Princess Diana's Surprising Answer on If She Thought Prince William Should Succeed Queen Elizabeth
Could Charles ever opt to abdicate? Highly unlikely. Some may point to King Edward VIII, who abdicated the throne in 1936 after just 11 months because of his desire to marry a divorced woman, Wallis Simpson — something the Church of England didn’t approve of, as both of Simpson’s former husbands were still alive. (The Prime Minister wasn’t thrilled either.) Charles himself is divorced, as is his second wife, Camilla, Duchess of Cornwall, and it is public knowledge that he was unfaithful in his first marriage to the late Diana, Princess of Wales, with Camilla. Why is the situation different?

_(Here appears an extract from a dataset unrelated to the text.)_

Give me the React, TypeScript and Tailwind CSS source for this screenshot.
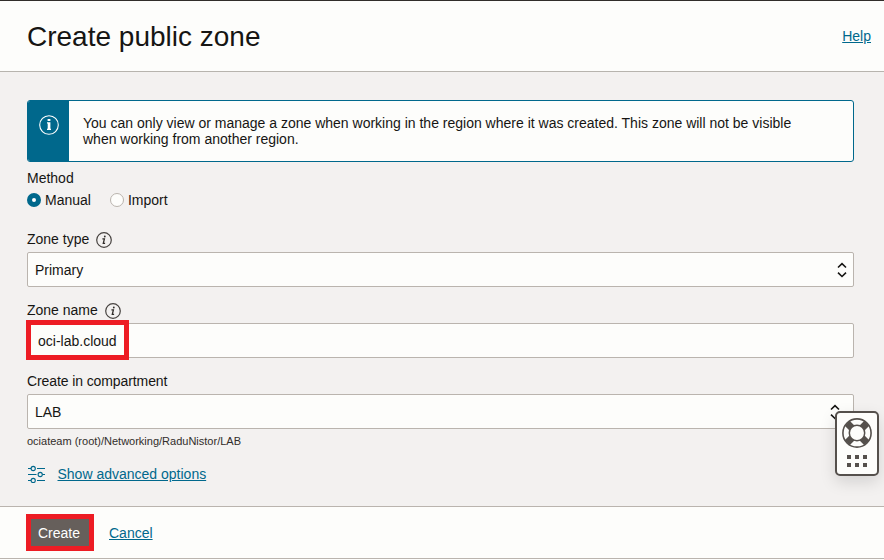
import type { ReactNode } from "react";

function InfoIcon() {
  return (
    <svg width="16" height="16" viewBox="0 0 16 16" fill="none" className="relative top-px">
      <circle cx="8" cy="8" r="7.3" stroke="#474340" strokeWidth="1.2" />
      <circle cx="8.8" cy="4.5" r="0.9" fill="#312d2a" />
      <path d="M6.4 6.9h2L7.3 11.3h1.8" stroke="#312d2a" strokeWidth="1.3" />
    </svg>
  );
}

function UpDownIcon() {
  return (
    <svg width="10" height="16" viewBox="0 0 10 16" fill="none" stroke="#161513" strokeWidth="1.6">
      <path d="M1 5.5 5 1.7 9 5.5M1 10.7 5 14.5 9 10.7" />
    </svg>
  );
}

function SlidersIcon() {
  return (
    <svg width="18" height="18" viewBox="0 0 18 18" fill="none" stroke="#00688c" strokeWidth="1.1">
      <circle cx="6.2" cy="3.5" r="2.1" />
      <circle cx="13.2" cy="9.5" r="2.1" />
      <circle cx="6.2" cy="15.5" r="2.1" />
      <path d="M1 3.5h3.1M10 3.5h8M1 9.5h8.5M15.3 9.5H18M1 15.5h3.1M10 15.5h8" />
    </svg>
  );
}

function Label({ children, info }: { children: ReactNode; info?: boolean }) {
  return (
    <div className="flex h-4 items-center gap-[7px]">
      <span>{children}</span>
      {info && <InfoIcon />}
    </div>
  );
}

function Field({ value, children }: { value?: string; children?: ReactNode }) {
  return (
    <div className="relative mt-[5px] flex h-[35px] items-center justify-between rounded-[2px] border border-[#bab4ae] bg-[#fdfdfb] pl-[7px] pr-[6px]">
      <span>{value}</span>
      {children}
    </div>
  );
}

function SupportWidget() {
  return (
    <div className="absolute left-[835px] top-[411px] flex h-[65px] w-11 flex-col items-center rounded-[5px] border-2 border-[#55504c] bg-[#fdfdfb] pt-[5px] shadow-[0_6px_16px_rgba(0,0,0,0.13)]">
      <svg width="30" height="30" viewBox="0 0 30 30" fill="none">
        <path d="m5.2 5.2 5 5M24.8 5.2l-5 5M5.2 24.8l5-5M24.8 24.8l-5-5" stroke="#55504c" strokeWidth="7" />
        <circle cx="15" cy="15" r="14.1" stroke="#55504c" strokeWidth="1.6" />
        <circle cx="15" cy="15" r="7.7" fill="#fdfdfb" stroke="#55504c" strokeWidth="1.5" />
      </svg>
      <div className="mt-[7px] grid grid-cols-3 gap-1">
        {[0, 1, 2, 3, 4, 5].map((i) => (
          <i key={i} className="size-1 bg-[#55504c]" />
        ))}
      </div>
    </div>
  );
}

export default function App() {
  return (
    <div className="relative flex h-[560px] w-[884px] flex-col overflow-hidden bg-[#f3f1f0] font-['Liberation_Sans',Arial,sans-serif] text-[14px] leading-4 text-[#161513]">
      <header className="flex h-[72px] items-center justify-between border-b border-t border-b-[#b7b4ae] border-t-[#312d2a] bg-[#fdfdfb] pl-[27px] pr-[13px]">
        <h1 className="pt-[2px] text-[28px] leading-8">Create public zone</h1>
        <a className="text-[#00688c] underline">Help</a>
      </header>

      <main className="h-[434px] pl-[27px] pr-[30px] pt-7">
        <div className="flex h-[62px] overflow-hidden rounded-[3px] border border-[#00688c] bg-[#fdfdfb]">
          <div className="flex w-[41px] justify-center bg-[#00688c] pt-[14px]">
            <svg width="20" height="20" viewBox="0 0 20 20" fill="none" className="ml-px">
              <circle cx="10" cy="10" r="9.3" stroke="#fff" strokeWidth="1.1" />
              <path d="M8.6 4h2.8v2H8.6zM8 7.3h3.4v6.5h.6V15H8v-1.2h.7V8.4H8z" fill="#fff" />
            </svg>
          </div>
          <p className="w-[740px] pl-[14px] pt-[14px]">
            You can only view or manage a zone when working in the region where it was created. This zone will not be visible
            when working from another region.
          </p>
        </div>

        <div className="mt-2">
          <Label>Method</Label>
        </div>
        <div className="mt-[6px] flex h-4 items-center">
          <span className="size-[14px] rounded-full border-[5px] border-[#00688c] bg-white" />
          <span className="ml-1">Manual</span>
          <span className="ml-[19px] size-[14px] rounded-full border border-[#bab4ae] bg-[#fdfdfb]" />
          <span className="ml-1">Import</span>
        </div>

        <div className="mt-[23px]">
          <Label info>Zone type</Label>
          <Field value="Primary">
            <UpDownIcon />
          </Field>
        </div>

        <div className="mt-[15px]">
          <Label info>Zone name</Label>
          <Field>
            <span className="absolute -left-[2px] -top-1 flex h-10 w-[103px] items-center border-5 border-[#ed1c24] bg-[#fdfdfb] pl-[7px] pt-[2px]">
              oci-lab.cloud
            </span>
          </Field>
        </div>

        <div className="mt-[15px]">
          <div className="tracking-[-0.1px]">
            <Label>Create in compartment</Label>
          </div>
          <Field value="LAB">
            <span className="mr-[7px]">
              <UpDownIcon />
            </span>
          </Field>
        </div>

        <p className="mt-[5px] text-[11px] leading-[14px] text-[#312d2a]">ociateam (root)/Networking/RaduNistor/LAB</p>
        <div className="mt-[17px] flex h-[18px] items-center gap-[12.5px]">
          <SlidersIcon />
          <a className="text-[#00688c] underline">Show advanced options</a>
        </div>
      </main>

      <footer className="flex h-[53px] items-center border-b border-t border-[#bab4ae] bg-[#fdfdfb] pl-[26px]">
        <button className="flex h-[37px] w-[68px] items-center border-5 border-[#ed1c24] bg-[#665f5b] pl-[7px] text-white">
          Create
        </button>
        <a className="ml-[15px] text-[#00688c] underline">Cancel</a>
      </footer>
      <div className="h-px bg-[#fdfdfb]" />

      <SupportWidget />
    </div>
  );
}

Short answer: It is no longer 1936. In 2002, the Church of England relaxed their position on remarriage if a former spouse is still alive. Though this has changed, Charles and Camilla were still not allowed to marry in the Church of England (they instead had a civil ceremony), because their relationship played a large role in the breakdown of Charles’s marriage to Diana. But even if the Church didn’t give Charles and Camilla their full blessing at the time of their wedding, societal attitudes toward divorce have evolved as well. In fact, divorce has become relatively commonplace in the royal family: Three of the Queen’s four children have been divorced, as was her late sister, Princess Margaret.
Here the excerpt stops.